Words of wisdom/advice for new faculty members: “Enjoy the process.”

As a first-generation college student who attended Chicago Public Schools, Patrón experienced firsthand the resource challenges that many students from marginalized communities face. Yet his parents’ unwavering commitment to education provided a foundation that would carry him through his academic career.
“My parents valued education to the point that they told my siblings and I that we didn’t have to worry about anything except for doing well in school,” he recalls. That support, combined with his participation in the McNair Scholars Program at the University of Illinois at Urbana-Champaign, opened pathways he hadn’t previously imagined.
“I didn’t even know what a Ph.D. was until I got to college,” Patrón admits. His McNair graduate student mentor — who remarkably also grew up in La Villita — made the doctorate feel achievable. “That just made it seem to me more real,” he says. Once he learned about the possibility, pursuing a Ph.D. felt like the natural next step.
Patrón earned his doctorate from the University of Pittsburgh, where he worked with advisor Dr. Gina Garcia. In the final two years of his doctoral studies, he moved to Los Angeles to work at USC’s Race and Equity Center under the mentorship of Dr. Shaun Harper, who created a position for him. This arrangement allowed Patrón to collect dissertation data in Los Angeles while receiving exceptional mentorship — a testament to the power of networks and mentors invested in their students’ success.
After completing his Ph.D., Patrón made the intentional decision to pursue a postdoctoral position at Indiana University from 2019 to 2021.
“From the moment that I started pre-K to the moment that I got my Ph.D., I never took any time off of school,” he explains. The postdoc provided crucial space to develop his research agenda before launching into a tenure-track position in fall 2021.
Now in his fifth year as faculty and preparing for tenure review, Patrón’s scholarship challenges long-standing deficit frameworks in higher education research. Rather than examining why students of color struggle, his work theorizes about the processes and values that contribute to their success.
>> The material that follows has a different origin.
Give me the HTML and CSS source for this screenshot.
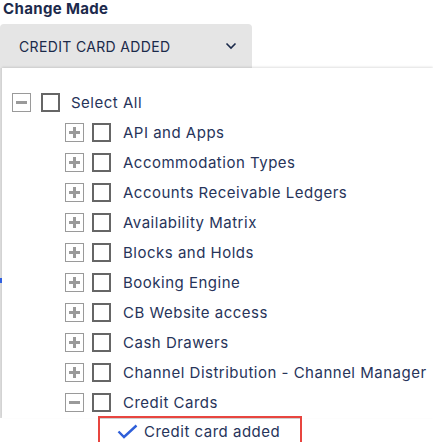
FILE: index.html
```html
<!DOCTYPE html>
<html>
<head>
<meta charset="utf-8">
<link rel="stylesheet" href="styles.css">
</head>
<body>
<div class="page">
  <div class="label">Change Made</div>
  <div class="select">
    <span class="select-text">CREDIT CARD ADDED</span>
    <svg class="chev" width="12" height="8" viewBox="0 0 12 8"><path d="M1.5 1.5 L6 6 L10.5 1.5" fill="none" stroke="#1b2a4a" stroke-width="1.6"/></svg>
  </div>
  <div class="panel">
    <div class="row root">
      <span class="exp minus"></span><span class="cb"></span><span class="txt">Select All</span>
    </div>
    <div class="children">
      <div class="row"><span class="exp plus"></span><span class="cb"></span><span class="txt">API and Apps</span></div>
      <div class="row"><span class="exp plus"></span><span class="cb"></span><span class="txt">Accommodation Types</span></div>
      <div class="row"><span class="exp plus"></span><span class="cb"></span><span class="txt">Accounts Receivable Ledgers</span></div>
      <div class="row"><span class="exp plus"></span><span class="cb"></span><span class="txt">Availability Matrix</span></div>
      <div class="row"><span class="exp plus"></span><span class="cb"></span><span class="txt">Blocks and Holds</span></div>
      <div class="row"><span class="exp plus"></span><span class="cb"></span><span class="txt">Booking Engine</span></div>
      <div class="row"><span class="exp plus"></span><span class="cb"></span><span class="txt">CB Website access</span></div>
      <div class="row"><span class="exp plus"></span><span class="cb"></span><span class="txt">Cash Drawers</span></div>
      <div class="row"><span class="exp plus"></span><span class="cb"></span><span class="txt">Channel Distribution - Channel Manager</span></div>
      <div class="row"><span class="exp minus"></span><span class="cb"></span><span class="txt">Credit Cards</span></div>
      <div class="leaf">
        <svg class="check" width="21" height="15" viewBox="0 0 21 15"><path d="M1.5 7.5 L7 13 L19.5 1.5" fill="none" stroke="#2f5fd9" stroke-width="2.4"/></svg>
        <span class="txt">Credit card added</span>
      </div>
    </div>
  </div>
  <span class="edge-mark"></span>
</div>
</body>
</html>
```
FILE: styles.css
```css
html, body {
  margin: 0;
  padding: 0;
  background: #ffffff;
}
body {
  font-family: "Inter", "Noto Sans", sans-serif;
  color: #27345a;
  overflow: hidden;
  width: 433px;
  height: 442px;
}
.page {
  position: relative;
  height: 442px;
}
.label {
  font-weight: 700;
  font-size: 15px;
  letter-spacing: 0.35px;
  color: #1c2a4c;
  padding: 0 0 0 3px;
  height: 24px;
  line-height: 18px;
}
.select {
  width: 252px;
  height: 44px;
  background: #e5e5e5;
  border-radius: 4px 4px 0 0;
  display: flex;
  align-items: center;
  justify-content: space-between;
  padding: 0 15px 0 19px;
  box-sizing: border-box;
}
.select-text {
  font-size: 14px;
  color: #1b2a4a;
  letter-spacing: 0.35px;
}
.chev {
  display: block;
}
.panel {
  margin-left: 2px;
  background: #ffffff;
  box-shadow: 0 -1px 2px rgba(0,0,0,0.12), -2px 0 0 #dcdcdc;
  padding: 24px 0 0 10px;
  height: 350px;
  box-sizing: border-box;
}
.row {
  display: flex;
  align-items: center;
  height: 30px;
}
.root {
  margin-top: -5px;
}
.children {
  padding-left: 53px;
}
.exp {
  width: 19px;
  height: 19px;
  box-sizing: border-box;
  border: 1px solid #9a9a9a;
  position: relative;
  flex: none;
}
.exp::before {
  content: "";
  position: absolute;
  left: 3px;
  top: 7px;
  width: 11px;
  height: 3px;
  background: #9a9a9a;
}
.plus::after {
  content: "";
  position: absolute;
  left: 7px;
  top: 3px;
  width: 3px;
  height: 11px;
  background: #9a9a9a;
}
.cb {
  width: 19px;
  height: 19px;
  box-sizing: border-box;
  border: 2px solid #666666;
  margin-left: 8px;
  flex: none;
}
.txt {
  font-size: 15px;
  letter-spacing: 0.5px;
  margin-left: 12px;
  white-space: nowrap;
  color: #27345a;
}
.root .cb {
  margin-left: 10px;
}
.root .txt {
  margin-left: 11px;
}
.leaf {
  margin-left: 33px;
  width: 204px;
  height: 30px;
  box-sizing: border-box;
  border: 2px solid #e8453f;
  box-shadow: inset 0 1px 0 #cfcfcf;
  display: flex;
  align-items: center;
  padding-left: 17px;
  margin-top: -1px;
}
.leaf .check {
  flex: none;
}
.leaf .txt {
  margin-left: 6px;
}
.edge-mark {
  position: absolute;
  left: 0;
  top: 278px;
  width: 2px;
  height: 5px;
  background: #3060e0;
}
```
“For a long time, communities of color have been pathologized and
labeled as deficient,” he notes. “Instead of blaming students or examining why so few graduate, I operate from a standpoint that allows me to theorize about the factors that contribute to their
successes.”
Central to his work is the concept of “race-silience”—a reconceptualization of resilience that accounts for resistance to oppression and social identities. This framework moves beyond understanding resilience as merely a personality trait, offering instead a broader lens that examines different vulnerabilities and protective factors.
Patrón’s current research includes a major study of graduate students of color, involving over 90 individual interviews exploring faculty consciousness, navigation of challenges, and the role of peer networks. He’s also examining how institutional leaders’ knowledge, beliefs, and practices around racial equity influence their decision-making and service to Latino and Black students—research that has gained unexpected relevance given current political attacks on diversity initiatives.
“Oscar’s ambition reminds me of mine, though I am certain he will someday become far more influential than me,” says Harper, who added that Patrón’s dissertation has since grown into “an impressive body of scholarship on queer Latino male collegians” and “deepens what we know and shifts how this population is typically studied.”
Despite the challenges and criticism that comes with uplifting historically marginalized communities, Patrón reminds himself of his powerful role.
“I think that oftentimes we overlook the influence that we can have on younger generations,” he says.